(Interface markup and scripts)
"""

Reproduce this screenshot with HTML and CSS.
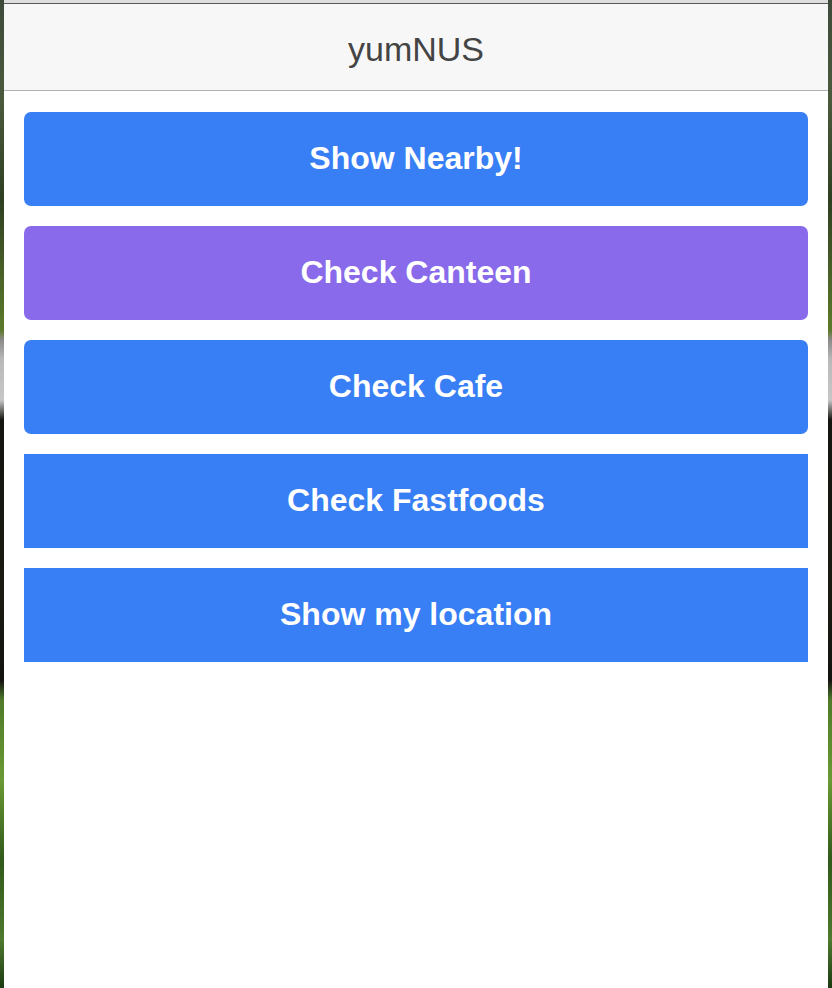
FILE: index.html
```html
<!DOCTYPE html>
<html lang="en">
<head>
<meta charset="utf-8">
<title>yumNUS</title>
<link rel="stylesheet" href="styles.css">
</head>
<body>
<div class="desktop">
  <div class="window">
    <div class="chrome"></div>
    <header class="bar">
      <h1 class="title">yumNUS</h1>
    </header>
    <main class="content">
      <button class="btn btn-blue rounded">Show Nearby!</button>
      <button class="btn btn-purple rounded">Check Canteen</button>
      <button class="btn btn-blue rounded">Check Cafe</button>
      <button class="btn btn-blue">Check Fastfoods</button>
      <button class="btn btn-blue">Show my location</button>
    </main>
  </div>
</div>
</body>
</html>
```

FILE: styles.css
```css
html, body {
  margin: 0;
  padding: 0;
  height: 100%;
}
body {
  font-family: "Liberation Sans", Arial, Helvetica, sans-serif;
  overflow: hidden;
}
.desktop {
  height: 988px;
  display: flex;
  padding: 0 4px;
  background:
    linear-gradient(180deg,
      #3d4a3a 0px, #4b5a3e 100px, #2f3f22 200px, #5c7a2a 330px,
      #8b8b8b 340px, #b9b9b9 360px, #c7c7c7 400px, #141410 420px,
      #1b1a12 600px, #121210 680px, #4f7a2a 700px, #6a9a33 780px,
      #2f5a1a 860px, #4d7a2e 940px, #1d3a12 988px);
}
.window {
  flex: 1;
  display: flex;
  flex-direction: column;
  background: #ffffff;
}
.chrome {
  height: 3px;
  background: #dedede;
  border-bottom: 1px solid #5a5a5a;
}
.bar {
  height: 86px;
  background: #f7f7f7;
  border-bottom: 1px solid #b2b2b2;
  display: flex;
  align-items: center;
  justify-content: center;
}
.title {
  margin: 0;
  font-size: 34px;
  font-weight: normal;
  color: #444444;
  padding-top: 4px;
}
.content {
  display: flex;
  flex-direction: column;
  gap: 20px;
  padding: 21px 20px 0 20px;
}
.btn {
  height: 94px;
  border: none;
  margin: 0;
  padding: 0 0 1px 0;
  font-family: "Liberation Sans", Arial, Helvetica, sans-serif;
  font-size: 32px;
  font-weight: bold;
  color: #ffffff;
  border-radius: 0;
}
.rounded {
  border-radius: 7px;
}
.btn-blue {
  background: #387ef5;
}
.btn-purple {
  background: #886aea;
}
```
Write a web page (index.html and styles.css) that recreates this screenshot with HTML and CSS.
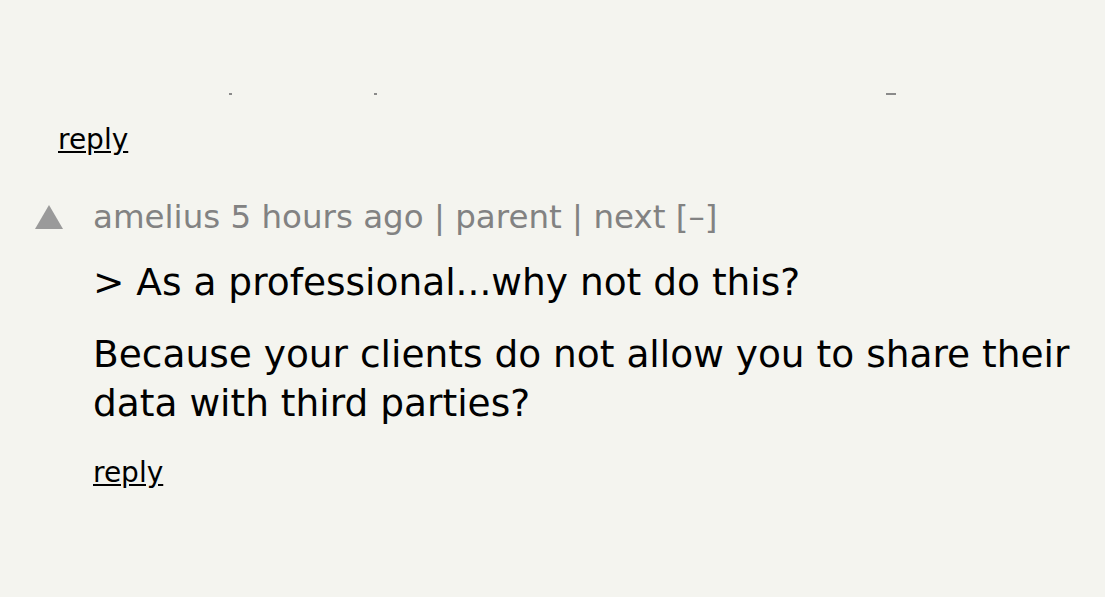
FILE: index.html
```html
<!DOCTYPE html>
<html>
<head>
<meta charset="utf-8">
<link rel="stylesheet" href="styles.css">
</head>
<body>
<div class="page">
  <div class="clipped">
    <span class="mark m1"></span><span class="mark m2"></span><span class="mark m3"></span>
  </div>
  <div class="prev reply-row">
    <a class="reply" href="#">reply</a>
  </div>
  <div class="comment">
    <div class="vote"><svg width="28" height="24" viewBox="0 0 28 24"><polygon points="14,0 28,24 0,24" fill="#9a9a9a"/></svg></div>
    <div class="body">
      <div class="meta">amelius 5 hours ago | parent | next [–]</div>
      <div class="text">
        <p>&gt; As a professional...why not do this?</p>
        <p>Because your clients do not allow you to share their data with third parties?</p>
      </div>
      <div class="reply-row"><a class="reply" href="#">reply</a></div>
    </div>
  </div>
</div>
</body>
</html>
```
FILE: styles.css
```css
html, body {
  margin: 0;
  padding: 0;
  background: #f4f4ef;
}
.page {
  position: relative;
  width: 1105px;
  height: 597px;
  overflow: hidden;
  font-family: "DejaVu Sans", sans-serif;
  color: #000;
}
.clipped {
  position: relative;
  height: 96px;
}
.mark {
  position: absolute;
  top: 93px;
  height: 2px;
  background: #8a8a8a;
}
.m1 { left: 229px; width: 3px; }
.m2 { left: 374px; width: 3px; }
.m3 { left: 886px; width: 10px; }
.reply-row {
  font-size: 28px;
  line-height: 32px;
}
.prev {
  padding-left: 58px;
  padding-top: 28px;
}
.reply {
  color: #000;
  text-decoration: underline;
}
.comment {
  display: flex;
  padding-left: 35px;
  padding-top: 41px;
}
.vote {
  width: 58px;
  padding-top: 8px;
}
.body {
  flex: 1;
}
.meta {
  color: #828282;
  font-size: 32.5px;
  line-height: 40px;
}
.text {
  font-size: 37.5px;
  line-height: 49px;
  margin-top: 21px;
}
.text p {
  margin: 0 0 23px 0;
  width: 1000px;
}
.text p:last-child {
  margin-bottom: 0;
}
.body .reply-row {
  margin-top: 29px;
}
```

"""

■ EXERCISE INSTRUCTIONS: Wherever the word "this" occurs in a line of the listing, copy that line.

■ EXERCISE RESULT:
Reproduce this screenshot with HTML and CSS.
Write a web page (index.html and styles.css) that recreates this screenshot with HTML and CSS.
        <p>&gt; As a professional...why not do this?</p>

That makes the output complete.